Home Page: https://omnievent.readthedocs.io/

License: MIT License

Python 96.72% Shell 2.99% Makefile 0.04% Batchfile 0.05% CSS 0.14% JavaScript 0.03% HTML 0.04%

event-detection event-extraction big-models bmtrain deep-learning huggingface-transformers information-extration natural-language-generation natural-language-processing pytorch

omnievent's Introduction

A comprehensive, unified and modular event extraction toolkit.

Table of Contents
Overview
- Highlights
Installation
- With pip
- From source
Easy Start
Train your Own Model with OmniEvent
Supported Datasets & Models & Contests
- Datasets
- Models
Consistent Evaluation
Experiments
Citation

Overview

OmniEvent is a powerful open-source toolkit for event extraction, including event detection and event argument extraction.
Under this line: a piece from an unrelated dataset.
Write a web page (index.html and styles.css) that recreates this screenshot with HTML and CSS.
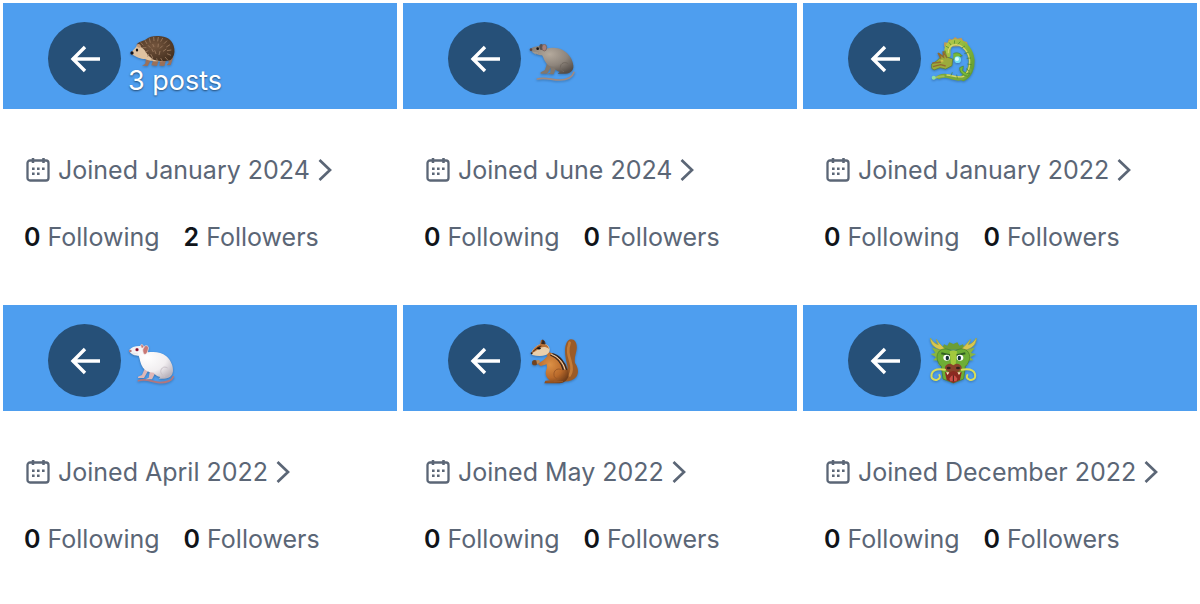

We comprehensively cover various paradigms and provide fair and unified evaluations on widely-used English and Chinese datasets. Modular implementations make OmniEvent highly extensible.

Highlights

Comprehensive Capability
- Support to do Event Extraction at once, and also to independently do its two subtasks: Event Detection, Event Argument Extraction.
- Cover various paradigms: Token Classification, Sequence Labeling, MRC(QA) and Seq2Seq.
- Implement Transformer-based (BERT, T5, etc.) and classical (DMCNN, CRF, etc.) models.
- Both Chinese and English are supported for all event extraction sub-tasks, paradigms and models.
Unified Benchmark & Evaluation
- Various datasets are processed into a unified format.
- Predictions of different paradigms are all converted into a unified candidate set for fair evaluations.
- Four evaluation modes (gold, loose, default, strict) well cover different previous evaluation settings.
Modular Implementation
- All models are decomposed into four modules:
  - Input Engineering: Prepare inputs and support various input engineering methods like prompting.
  - Backbone: Encode text into hidden states.
  - Aggregation: Fuse hidden states (e.g., select [CLS], pooling, GCN) to the final event representation.
  - Output Head: Map the event representation to the final outputs, such as Linear, CRF, MRC head, etc.
- You can combine and reimplement different modules to design and implement your own new model.
Big Model Training & Inference
- Efficient training and inference of big event extraction models are supported with BMTrain.
Easy to Use & Highly Extensible
- Open datasets can be downloaded and processed with a single command.
- Fully compatible with 🤗 Transformers and its Trainer.
- Users can easily reproduce existing models and build customized models with OmniEvent.

Installation

With pip

This repository is tested on Python 3.9+, Pytorch 1.12.1+. OmniEvent can be installed with pip as follows:

pip install OmniEvent

From source

If you want to install the repository from local source, you can install as follows:

pip install .

And if you want to edit the repositoy, you can

pip install -e .

Easy Start

OmniEvent provides several off-the-shelf models for the users. Examples are shown below.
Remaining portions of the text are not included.